▸ Problem requirements:
Search the listing for the string "this" and copy every line that contains it.

▸ Supplied records:
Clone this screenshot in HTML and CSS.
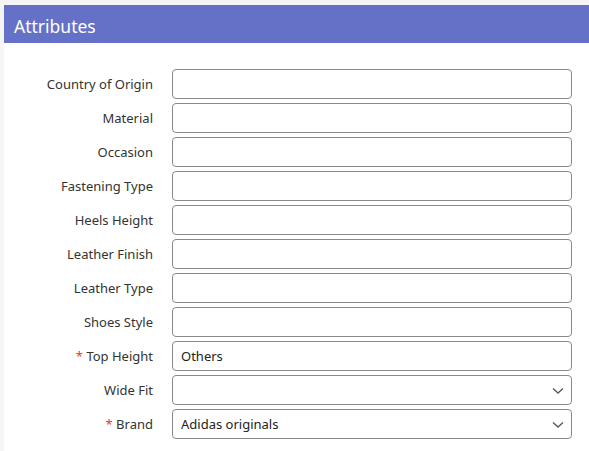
FILE: index.html
```html
<!DOCTYPE html>
<html>
<head>
<meta charset="utf-8">
<link rel="stylesheet" href="styles.css">
</head>
<body>
<div class="card">
  <div class="card-header">Attributes</div>
  <div class="form">
    <label class="label">Country of Origin</label><div class="field"></div>
    <label class="label">Material</label><div class="field"></div>
    <label class="label">Occasion</label><div class="field"></div>
    <label class="label">Fastening Type</label><div class="field"></div>
    <label class="label">Heels Height</label><div class="field"></div>
    <label class="label">Leather Finish</label><div class="field"></div>
    <label class="label">Leather Type</label><div class="field"></div>
    <label class="label">Shoes Style</label><div class="field"></div>
    <label class="label"><span class="req">*</span> Top Height</label><div class="field">Others</div>
    <label class="label">Wide Fit</label><div class="field select"><svg class="chev" width="12" height="8" viewBox="0 0 12 8"><path d="M1 1.5 L6 6 L11 1.5" fill="none" stroke="#5a5a5a" stroke-width="1.4"/></svg></div>
    <label class="label"><span class="req">*</span> Brand</label><div class="field select">Adidas originals<svg class="chev" width="12" height="8" viewBox="0 0 12 8"><path d="M1 1.5 L6 6 L11 1.5" fill="none" stroke="#5a5a5a" stroke-width="1.4"/></svg></div>
  </div>
</div>
</body>
</html>
```
FILE: styles.css
```css
html, body {
  margin: 0;
  padding: 0;
  background: #f5f5f5;
  font-family: "Noto Sans", "Open Sans", sans-serif;
}
.card {
  margin: 5px 0 0 4px;
  background: #fff;
  height: 446px;
}
.card-header {
  box-sizing: border-box;
  height: 38px;
  background: #6471c6;
  color: #fff;
  font-size: 17.5px;
  line-height: 38px;
  padding: 2px 0 0 10px;
}
.form {
  display: grid;
  grid-template-columns: 149px 400px;
  column-gap: 19px;
  row-gap: 4px;
  padding-top: 26px;
}
.label {
  text-align: right;
  font-size: 13px;
  color: #333;
  line-height: 30px;
}
.req {
  color: #e53935;
}
.field {
  box-sizing: border-box;
  height: 30px;
  border: 1px solid #8a8a8a;
  border-radius: 4px;
  padding: 0 8px;
  font-size: 13px;
  color: #222;
  line-height: 28px;
  position: relative;
}
.chev {
  position: absolute;
  right: 7px;
  top: 11px;
}
```
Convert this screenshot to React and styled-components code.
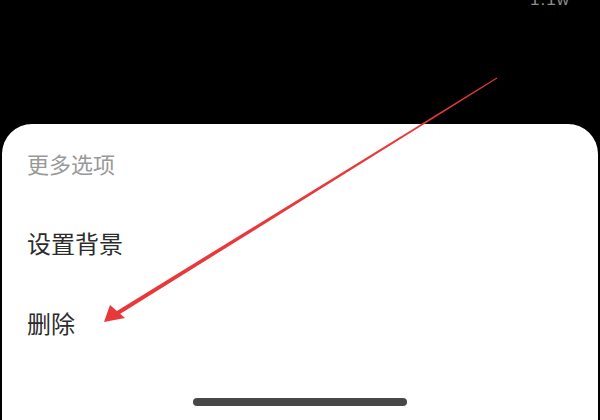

▸ Exercise output:
Clone this screenshot in HTML and CSS.
Convert this screenshot to React and styled-components code.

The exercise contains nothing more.